Я говорил, что для меня самое удивительное русское слово «жалеть», приводил в пример, что баба никогда не скажет, что муж любит ее, а ответит: «жалеет…» – и иногда прибавит: «больно» жалеет…
И это «больно» вместо «очень» и «жалеть» вместо «любить» не только характерно для понимания своеобразного содержания русской любви, но даже до известной степени определяет русскую литературу. Помню, Антон Павлович необыкновенно воодушевился и рассказал мне случай из деревни, где он жил в Московской губернии, – кажется, в той самой, где жили описанные им «мужики». Назначен был в приход новый дьякон, которого никто не знал. А от старого дьякона осталась сука, которая ощенилась многочисленными щенятами. И то обстоятельство, что новый дьякон не утопил, по деревенскому обычаю, лишних щенят, а стал кормить, сразу определило положение его в селе. «Пожалел щенят-то!..» – улыбаясь, говорили мужики и решили, что дьякон – человек хороший. И было так много ласки в его обычной насмешливой улыбке, когда Чехов рассказывал историю про дьякона…

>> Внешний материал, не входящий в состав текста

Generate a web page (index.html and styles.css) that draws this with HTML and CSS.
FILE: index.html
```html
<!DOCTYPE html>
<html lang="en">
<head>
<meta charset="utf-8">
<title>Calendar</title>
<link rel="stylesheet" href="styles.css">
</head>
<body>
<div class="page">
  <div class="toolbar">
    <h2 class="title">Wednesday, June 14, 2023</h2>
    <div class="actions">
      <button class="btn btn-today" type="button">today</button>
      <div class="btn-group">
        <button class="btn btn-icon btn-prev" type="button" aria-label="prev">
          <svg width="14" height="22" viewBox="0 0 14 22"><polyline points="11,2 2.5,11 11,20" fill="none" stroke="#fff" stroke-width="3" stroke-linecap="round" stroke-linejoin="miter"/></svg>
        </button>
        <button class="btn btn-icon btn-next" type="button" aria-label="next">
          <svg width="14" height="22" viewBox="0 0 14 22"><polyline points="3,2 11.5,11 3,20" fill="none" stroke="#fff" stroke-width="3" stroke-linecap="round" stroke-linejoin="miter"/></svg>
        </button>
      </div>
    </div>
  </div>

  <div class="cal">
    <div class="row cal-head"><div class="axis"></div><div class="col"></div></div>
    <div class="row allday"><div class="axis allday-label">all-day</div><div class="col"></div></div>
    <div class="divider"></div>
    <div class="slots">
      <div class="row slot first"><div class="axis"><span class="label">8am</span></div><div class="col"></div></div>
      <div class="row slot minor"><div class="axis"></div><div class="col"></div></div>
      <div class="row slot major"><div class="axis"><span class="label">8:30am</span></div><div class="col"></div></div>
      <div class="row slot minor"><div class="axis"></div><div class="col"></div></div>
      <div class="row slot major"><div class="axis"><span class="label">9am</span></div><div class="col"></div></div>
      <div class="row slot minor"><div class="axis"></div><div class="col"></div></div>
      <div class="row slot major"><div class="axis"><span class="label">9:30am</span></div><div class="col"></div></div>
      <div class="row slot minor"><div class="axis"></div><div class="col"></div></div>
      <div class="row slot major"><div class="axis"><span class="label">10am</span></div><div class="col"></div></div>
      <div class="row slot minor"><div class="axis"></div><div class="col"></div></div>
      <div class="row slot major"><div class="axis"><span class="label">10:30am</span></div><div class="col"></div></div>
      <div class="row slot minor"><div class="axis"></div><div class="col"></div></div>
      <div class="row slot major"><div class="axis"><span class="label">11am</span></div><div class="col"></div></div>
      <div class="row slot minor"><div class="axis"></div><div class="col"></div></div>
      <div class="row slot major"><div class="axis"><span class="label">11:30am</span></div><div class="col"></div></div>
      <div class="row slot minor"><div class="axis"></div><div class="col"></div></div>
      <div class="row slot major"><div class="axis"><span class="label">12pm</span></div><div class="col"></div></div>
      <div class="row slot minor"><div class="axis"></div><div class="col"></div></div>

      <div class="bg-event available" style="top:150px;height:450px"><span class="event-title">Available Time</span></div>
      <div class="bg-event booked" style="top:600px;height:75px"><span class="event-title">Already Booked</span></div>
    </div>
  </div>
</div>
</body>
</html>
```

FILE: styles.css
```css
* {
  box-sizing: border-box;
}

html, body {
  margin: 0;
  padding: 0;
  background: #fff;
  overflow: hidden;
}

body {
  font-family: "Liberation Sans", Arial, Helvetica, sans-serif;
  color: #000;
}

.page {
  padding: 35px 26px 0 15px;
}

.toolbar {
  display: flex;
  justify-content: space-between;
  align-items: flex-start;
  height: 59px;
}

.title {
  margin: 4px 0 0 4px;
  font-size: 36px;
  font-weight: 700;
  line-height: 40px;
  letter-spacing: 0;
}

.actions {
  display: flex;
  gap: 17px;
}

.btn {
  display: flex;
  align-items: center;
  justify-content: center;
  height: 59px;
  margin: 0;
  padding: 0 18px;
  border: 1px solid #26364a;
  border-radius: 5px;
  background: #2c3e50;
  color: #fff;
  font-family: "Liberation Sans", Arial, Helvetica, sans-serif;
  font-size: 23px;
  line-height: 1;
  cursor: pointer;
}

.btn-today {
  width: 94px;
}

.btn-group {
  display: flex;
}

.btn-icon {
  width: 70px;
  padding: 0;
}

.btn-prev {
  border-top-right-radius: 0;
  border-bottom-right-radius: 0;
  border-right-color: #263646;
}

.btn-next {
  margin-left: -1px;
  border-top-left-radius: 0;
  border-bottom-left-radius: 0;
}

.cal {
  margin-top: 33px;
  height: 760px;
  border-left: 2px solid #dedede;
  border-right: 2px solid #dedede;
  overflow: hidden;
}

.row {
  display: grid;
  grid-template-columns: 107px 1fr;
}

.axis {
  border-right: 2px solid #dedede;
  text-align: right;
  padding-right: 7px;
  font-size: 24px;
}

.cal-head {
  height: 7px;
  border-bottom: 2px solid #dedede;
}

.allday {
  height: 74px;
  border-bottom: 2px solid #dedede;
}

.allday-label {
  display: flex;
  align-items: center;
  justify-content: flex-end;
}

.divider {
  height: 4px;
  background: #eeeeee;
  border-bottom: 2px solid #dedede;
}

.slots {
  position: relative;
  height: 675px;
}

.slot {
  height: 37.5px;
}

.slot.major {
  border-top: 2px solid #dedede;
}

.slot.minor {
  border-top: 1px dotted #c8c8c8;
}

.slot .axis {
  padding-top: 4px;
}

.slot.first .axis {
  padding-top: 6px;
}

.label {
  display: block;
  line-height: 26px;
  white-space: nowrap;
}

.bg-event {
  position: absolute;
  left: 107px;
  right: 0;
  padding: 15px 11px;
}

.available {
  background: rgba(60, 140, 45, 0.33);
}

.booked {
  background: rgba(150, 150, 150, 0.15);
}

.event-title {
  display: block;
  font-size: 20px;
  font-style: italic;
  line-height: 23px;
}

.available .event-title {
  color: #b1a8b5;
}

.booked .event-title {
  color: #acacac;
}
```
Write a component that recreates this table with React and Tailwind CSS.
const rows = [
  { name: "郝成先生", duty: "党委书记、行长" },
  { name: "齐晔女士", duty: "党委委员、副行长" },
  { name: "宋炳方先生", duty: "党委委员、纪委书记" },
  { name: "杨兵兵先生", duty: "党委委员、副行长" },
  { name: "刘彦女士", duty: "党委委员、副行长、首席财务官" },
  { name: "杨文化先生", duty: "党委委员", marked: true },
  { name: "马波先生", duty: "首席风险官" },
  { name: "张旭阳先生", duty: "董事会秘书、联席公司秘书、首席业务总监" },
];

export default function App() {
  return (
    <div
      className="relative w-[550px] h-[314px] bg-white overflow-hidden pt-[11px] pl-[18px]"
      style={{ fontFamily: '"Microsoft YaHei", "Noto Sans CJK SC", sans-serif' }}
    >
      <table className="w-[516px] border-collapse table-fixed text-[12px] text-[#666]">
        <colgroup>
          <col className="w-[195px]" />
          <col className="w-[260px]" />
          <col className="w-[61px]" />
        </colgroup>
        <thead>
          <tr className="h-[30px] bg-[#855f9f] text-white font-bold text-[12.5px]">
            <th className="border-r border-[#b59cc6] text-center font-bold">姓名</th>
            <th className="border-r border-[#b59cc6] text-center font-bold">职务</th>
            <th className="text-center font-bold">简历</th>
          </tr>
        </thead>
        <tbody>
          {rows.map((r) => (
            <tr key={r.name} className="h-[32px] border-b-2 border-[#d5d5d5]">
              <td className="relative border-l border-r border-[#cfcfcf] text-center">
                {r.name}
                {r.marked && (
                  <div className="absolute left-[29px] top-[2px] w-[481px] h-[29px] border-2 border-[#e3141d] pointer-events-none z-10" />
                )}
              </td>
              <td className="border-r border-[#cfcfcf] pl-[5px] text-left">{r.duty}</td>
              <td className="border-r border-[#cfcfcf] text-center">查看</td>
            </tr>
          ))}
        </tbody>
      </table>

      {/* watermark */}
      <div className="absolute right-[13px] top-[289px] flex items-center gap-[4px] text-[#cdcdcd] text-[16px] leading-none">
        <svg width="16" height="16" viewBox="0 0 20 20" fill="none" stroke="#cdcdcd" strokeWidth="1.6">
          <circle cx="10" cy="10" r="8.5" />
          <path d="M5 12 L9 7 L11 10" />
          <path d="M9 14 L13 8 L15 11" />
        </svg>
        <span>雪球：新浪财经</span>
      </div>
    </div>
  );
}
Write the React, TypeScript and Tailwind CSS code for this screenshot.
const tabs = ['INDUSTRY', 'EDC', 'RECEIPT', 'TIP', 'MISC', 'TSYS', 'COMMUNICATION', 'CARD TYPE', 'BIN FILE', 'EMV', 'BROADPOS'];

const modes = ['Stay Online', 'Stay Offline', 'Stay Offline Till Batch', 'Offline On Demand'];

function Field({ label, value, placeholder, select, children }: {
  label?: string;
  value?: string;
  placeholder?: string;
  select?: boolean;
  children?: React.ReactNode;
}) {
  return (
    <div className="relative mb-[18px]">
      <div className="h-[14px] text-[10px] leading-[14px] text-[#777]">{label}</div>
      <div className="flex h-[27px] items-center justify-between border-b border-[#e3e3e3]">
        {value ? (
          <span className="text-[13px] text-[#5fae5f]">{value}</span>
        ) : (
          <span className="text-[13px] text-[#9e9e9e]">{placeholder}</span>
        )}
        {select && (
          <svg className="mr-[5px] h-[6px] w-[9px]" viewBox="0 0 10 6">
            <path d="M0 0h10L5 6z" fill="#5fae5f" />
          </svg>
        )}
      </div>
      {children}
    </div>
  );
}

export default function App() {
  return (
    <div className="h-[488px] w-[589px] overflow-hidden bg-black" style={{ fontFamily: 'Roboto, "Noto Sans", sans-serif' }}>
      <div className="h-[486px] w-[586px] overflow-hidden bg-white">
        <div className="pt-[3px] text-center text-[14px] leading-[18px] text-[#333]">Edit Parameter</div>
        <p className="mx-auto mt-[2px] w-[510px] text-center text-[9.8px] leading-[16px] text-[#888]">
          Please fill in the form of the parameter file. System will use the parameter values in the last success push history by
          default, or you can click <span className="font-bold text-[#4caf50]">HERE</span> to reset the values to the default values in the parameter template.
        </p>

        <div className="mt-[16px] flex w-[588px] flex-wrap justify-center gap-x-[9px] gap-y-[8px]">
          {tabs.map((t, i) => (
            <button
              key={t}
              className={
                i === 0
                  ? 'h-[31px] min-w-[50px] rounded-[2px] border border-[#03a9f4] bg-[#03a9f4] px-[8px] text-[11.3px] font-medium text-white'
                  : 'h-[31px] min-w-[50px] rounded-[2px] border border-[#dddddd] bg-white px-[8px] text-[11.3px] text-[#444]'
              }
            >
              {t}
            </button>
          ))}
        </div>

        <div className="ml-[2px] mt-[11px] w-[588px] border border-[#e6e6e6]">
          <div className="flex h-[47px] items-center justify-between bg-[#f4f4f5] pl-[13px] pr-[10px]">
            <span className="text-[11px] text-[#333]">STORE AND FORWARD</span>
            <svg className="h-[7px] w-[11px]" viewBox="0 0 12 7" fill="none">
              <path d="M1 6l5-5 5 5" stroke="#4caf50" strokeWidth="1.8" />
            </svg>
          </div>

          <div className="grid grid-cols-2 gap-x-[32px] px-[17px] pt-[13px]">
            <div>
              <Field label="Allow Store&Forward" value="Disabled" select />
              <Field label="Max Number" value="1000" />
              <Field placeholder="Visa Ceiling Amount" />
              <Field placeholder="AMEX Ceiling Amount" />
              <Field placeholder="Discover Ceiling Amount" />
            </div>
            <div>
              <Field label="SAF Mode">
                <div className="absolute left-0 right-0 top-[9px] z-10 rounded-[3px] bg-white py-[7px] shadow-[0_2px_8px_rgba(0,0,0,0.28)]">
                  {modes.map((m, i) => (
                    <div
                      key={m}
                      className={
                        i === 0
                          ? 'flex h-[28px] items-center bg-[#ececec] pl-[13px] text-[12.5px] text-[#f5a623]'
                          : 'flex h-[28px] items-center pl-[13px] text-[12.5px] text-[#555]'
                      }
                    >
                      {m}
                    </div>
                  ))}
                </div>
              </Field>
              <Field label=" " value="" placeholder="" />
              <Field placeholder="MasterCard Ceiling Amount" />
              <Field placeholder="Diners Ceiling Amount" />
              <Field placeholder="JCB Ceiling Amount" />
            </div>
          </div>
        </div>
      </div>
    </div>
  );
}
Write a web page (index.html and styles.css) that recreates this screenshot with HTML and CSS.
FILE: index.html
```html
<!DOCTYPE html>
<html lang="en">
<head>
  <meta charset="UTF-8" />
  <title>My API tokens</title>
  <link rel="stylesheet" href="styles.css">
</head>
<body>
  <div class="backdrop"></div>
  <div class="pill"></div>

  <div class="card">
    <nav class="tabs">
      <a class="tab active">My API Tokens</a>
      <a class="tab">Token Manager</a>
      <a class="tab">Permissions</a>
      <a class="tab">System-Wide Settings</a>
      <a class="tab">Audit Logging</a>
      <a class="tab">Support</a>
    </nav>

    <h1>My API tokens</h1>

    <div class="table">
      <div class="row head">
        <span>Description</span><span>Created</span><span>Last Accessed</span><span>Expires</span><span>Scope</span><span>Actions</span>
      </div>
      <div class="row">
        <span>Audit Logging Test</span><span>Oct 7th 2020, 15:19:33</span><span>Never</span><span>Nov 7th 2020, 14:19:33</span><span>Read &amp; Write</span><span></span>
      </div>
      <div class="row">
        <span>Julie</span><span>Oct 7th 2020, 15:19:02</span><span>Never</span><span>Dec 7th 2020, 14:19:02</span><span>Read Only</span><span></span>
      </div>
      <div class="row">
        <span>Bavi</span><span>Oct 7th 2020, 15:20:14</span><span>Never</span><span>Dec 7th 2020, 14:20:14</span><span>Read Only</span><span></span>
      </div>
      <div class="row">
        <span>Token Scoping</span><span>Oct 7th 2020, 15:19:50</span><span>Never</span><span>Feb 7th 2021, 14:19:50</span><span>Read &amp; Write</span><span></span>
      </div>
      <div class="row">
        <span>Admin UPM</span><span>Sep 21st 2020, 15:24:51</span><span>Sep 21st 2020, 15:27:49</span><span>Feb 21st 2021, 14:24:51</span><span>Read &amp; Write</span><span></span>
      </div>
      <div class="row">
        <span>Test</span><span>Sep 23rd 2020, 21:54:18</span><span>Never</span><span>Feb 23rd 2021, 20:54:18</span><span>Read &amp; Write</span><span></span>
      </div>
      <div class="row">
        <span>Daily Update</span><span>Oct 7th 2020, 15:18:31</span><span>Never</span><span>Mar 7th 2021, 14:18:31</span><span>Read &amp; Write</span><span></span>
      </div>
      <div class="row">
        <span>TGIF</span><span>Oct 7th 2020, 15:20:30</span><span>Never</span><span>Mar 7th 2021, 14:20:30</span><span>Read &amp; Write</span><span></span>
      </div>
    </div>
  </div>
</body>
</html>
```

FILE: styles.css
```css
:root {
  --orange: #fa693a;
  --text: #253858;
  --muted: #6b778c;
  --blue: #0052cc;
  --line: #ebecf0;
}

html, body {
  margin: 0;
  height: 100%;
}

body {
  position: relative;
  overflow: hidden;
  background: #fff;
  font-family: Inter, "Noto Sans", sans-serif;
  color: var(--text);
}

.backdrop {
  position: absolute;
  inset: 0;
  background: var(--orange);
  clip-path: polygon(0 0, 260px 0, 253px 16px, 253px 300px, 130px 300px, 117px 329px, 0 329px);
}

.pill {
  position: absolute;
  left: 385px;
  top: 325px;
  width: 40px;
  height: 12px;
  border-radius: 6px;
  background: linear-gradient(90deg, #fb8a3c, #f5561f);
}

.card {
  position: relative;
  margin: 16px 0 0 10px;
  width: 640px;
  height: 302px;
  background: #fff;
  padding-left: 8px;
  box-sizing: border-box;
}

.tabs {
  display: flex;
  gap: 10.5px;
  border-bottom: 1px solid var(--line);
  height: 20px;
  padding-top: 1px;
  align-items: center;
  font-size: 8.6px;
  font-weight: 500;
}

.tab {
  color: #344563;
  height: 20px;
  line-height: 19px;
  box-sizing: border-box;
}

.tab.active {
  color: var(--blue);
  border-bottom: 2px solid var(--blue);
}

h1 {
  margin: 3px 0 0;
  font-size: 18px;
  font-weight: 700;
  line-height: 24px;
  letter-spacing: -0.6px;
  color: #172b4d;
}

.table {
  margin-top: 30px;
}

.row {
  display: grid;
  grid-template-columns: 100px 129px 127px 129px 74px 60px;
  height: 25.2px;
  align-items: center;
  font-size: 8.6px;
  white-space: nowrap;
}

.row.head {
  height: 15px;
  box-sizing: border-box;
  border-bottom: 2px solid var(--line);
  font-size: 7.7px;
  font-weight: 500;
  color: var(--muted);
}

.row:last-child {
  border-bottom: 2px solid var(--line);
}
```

В Чехове не было горьковской дерзости, горьковского озорства. Красивый, изящный, он был тихий, немного застенчивый, с негромким смешком, с медлительными движениями, с мягким, терпимым и немножко скептическим, насмешливым отношением к жизни и людям.
И дом свой устроил по своему вкусу, уютный, с маленькими комнатами. Мы начали строиться почти одновременно. Он дразнил меня, называл мой дом, высоко на горе, над Ялтой, откуда открывался великолепный, единственный вид в Ялте на море и на горы, – «Вологодской губернией», а я называл его место – «дыра». Мне не нравилось выбранное место в дальней части неопрятно содержавшейся Аутки, в ложбине у пыльного шоссе, но у Чехова было уютнее и интимнее, в особенности когда рассадил он свой прекрасный садик и пустынное место стало обжитым, забегали по садику две ласковые собачки и торжественно зашагала по двору цапля.